Only a number is wanted. Count the lines holding the string "React".

━━━ Raw records

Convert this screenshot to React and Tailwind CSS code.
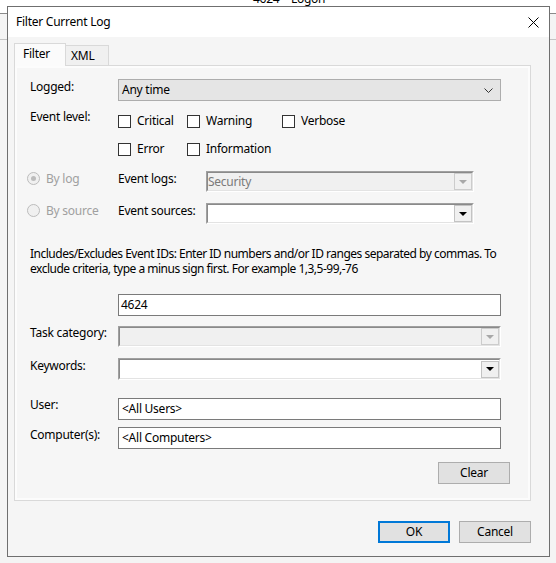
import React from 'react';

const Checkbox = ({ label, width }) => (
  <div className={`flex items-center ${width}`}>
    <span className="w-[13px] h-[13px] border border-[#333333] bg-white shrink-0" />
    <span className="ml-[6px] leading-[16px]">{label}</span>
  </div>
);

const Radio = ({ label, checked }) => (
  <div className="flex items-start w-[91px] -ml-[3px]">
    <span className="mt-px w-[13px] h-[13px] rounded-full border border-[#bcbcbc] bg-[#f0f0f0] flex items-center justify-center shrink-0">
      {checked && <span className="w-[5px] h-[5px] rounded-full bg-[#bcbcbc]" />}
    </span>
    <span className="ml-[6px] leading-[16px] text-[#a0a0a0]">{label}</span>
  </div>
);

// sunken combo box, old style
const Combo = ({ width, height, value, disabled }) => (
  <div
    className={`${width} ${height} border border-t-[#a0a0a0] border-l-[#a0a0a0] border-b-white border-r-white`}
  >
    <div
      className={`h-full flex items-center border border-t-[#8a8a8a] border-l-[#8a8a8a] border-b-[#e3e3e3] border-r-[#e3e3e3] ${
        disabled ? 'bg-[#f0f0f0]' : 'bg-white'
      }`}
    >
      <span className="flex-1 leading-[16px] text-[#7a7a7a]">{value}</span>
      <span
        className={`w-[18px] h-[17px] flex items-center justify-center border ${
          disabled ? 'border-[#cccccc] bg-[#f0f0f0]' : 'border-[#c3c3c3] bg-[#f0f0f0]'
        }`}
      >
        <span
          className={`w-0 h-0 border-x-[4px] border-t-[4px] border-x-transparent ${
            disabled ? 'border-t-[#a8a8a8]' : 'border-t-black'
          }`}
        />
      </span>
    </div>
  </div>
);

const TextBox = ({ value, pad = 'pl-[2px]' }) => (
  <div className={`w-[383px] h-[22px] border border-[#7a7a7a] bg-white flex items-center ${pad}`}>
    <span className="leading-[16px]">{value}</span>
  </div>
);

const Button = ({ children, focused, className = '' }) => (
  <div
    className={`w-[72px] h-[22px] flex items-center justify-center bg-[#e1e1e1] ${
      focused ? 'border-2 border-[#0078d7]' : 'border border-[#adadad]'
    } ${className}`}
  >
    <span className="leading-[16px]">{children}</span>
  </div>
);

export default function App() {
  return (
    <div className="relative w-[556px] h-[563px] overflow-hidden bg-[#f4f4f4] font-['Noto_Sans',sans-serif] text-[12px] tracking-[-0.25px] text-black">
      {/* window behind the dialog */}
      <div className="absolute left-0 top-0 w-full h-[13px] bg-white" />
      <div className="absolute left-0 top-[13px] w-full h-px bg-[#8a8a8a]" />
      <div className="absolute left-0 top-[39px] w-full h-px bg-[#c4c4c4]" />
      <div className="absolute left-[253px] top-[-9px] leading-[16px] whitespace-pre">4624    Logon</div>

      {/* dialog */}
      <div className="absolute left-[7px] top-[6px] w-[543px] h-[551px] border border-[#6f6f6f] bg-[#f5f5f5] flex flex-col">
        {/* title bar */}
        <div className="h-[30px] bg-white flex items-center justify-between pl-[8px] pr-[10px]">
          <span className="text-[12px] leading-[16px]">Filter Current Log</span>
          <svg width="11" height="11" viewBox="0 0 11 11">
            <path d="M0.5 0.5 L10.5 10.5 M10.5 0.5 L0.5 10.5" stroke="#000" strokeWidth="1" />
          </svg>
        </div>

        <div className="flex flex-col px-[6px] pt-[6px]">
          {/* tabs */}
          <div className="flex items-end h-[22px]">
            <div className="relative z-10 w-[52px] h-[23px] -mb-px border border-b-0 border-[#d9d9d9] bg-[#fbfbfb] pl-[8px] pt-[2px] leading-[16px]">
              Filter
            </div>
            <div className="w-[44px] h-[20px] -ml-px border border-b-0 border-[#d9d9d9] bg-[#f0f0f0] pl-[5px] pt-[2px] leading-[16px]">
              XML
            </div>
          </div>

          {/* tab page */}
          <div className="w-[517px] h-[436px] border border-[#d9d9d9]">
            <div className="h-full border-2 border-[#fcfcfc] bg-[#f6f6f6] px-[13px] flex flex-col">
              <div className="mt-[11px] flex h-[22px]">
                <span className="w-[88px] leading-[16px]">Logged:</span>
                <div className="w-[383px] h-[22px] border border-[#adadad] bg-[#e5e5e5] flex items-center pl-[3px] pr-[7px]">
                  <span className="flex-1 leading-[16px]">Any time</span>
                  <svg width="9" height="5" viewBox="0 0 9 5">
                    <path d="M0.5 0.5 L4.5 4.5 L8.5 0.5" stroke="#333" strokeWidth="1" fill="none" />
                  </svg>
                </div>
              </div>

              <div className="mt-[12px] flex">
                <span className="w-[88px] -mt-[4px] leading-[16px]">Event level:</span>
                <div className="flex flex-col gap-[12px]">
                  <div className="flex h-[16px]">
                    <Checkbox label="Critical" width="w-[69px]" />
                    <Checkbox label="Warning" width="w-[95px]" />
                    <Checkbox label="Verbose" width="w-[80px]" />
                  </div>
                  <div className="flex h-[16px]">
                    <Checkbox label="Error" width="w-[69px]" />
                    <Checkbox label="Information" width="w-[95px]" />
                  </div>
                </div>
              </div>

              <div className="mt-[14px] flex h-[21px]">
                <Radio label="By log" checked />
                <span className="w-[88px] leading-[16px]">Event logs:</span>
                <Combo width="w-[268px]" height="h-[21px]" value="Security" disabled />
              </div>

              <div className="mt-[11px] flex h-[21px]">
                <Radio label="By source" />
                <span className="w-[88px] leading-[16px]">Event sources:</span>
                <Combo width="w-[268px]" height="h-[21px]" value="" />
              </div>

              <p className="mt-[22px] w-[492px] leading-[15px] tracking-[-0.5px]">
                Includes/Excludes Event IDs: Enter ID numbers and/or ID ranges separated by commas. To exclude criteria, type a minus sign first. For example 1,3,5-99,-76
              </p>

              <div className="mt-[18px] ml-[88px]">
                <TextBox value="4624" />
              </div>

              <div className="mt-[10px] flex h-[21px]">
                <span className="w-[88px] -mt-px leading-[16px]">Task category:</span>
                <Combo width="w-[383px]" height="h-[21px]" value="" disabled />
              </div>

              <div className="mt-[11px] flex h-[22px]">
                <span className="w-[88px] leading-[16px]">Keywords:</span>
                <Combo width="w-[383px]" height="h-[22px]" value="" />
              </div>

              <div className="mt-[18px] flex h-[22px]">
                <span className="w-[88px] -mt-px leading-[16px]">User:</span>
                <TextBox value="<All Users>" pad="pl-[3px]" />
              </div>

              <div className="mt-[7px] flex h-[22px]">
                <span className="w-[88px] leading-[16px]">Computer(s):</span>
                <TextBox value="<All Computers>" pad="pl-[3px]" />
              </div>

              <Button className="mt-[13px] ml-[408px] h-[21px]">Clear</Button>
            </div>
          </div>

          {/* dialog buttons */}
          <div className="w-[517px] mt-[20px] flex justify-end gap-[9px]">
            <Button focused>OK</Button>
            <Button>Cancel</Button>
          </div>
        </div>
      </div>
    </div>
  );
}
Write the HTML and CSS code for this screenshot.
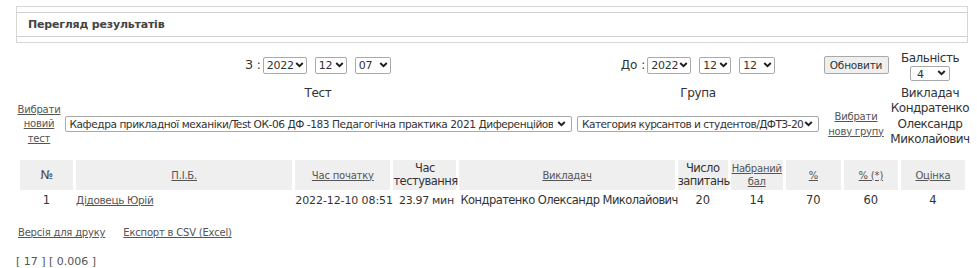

━━━━━━

__Correct output__: 2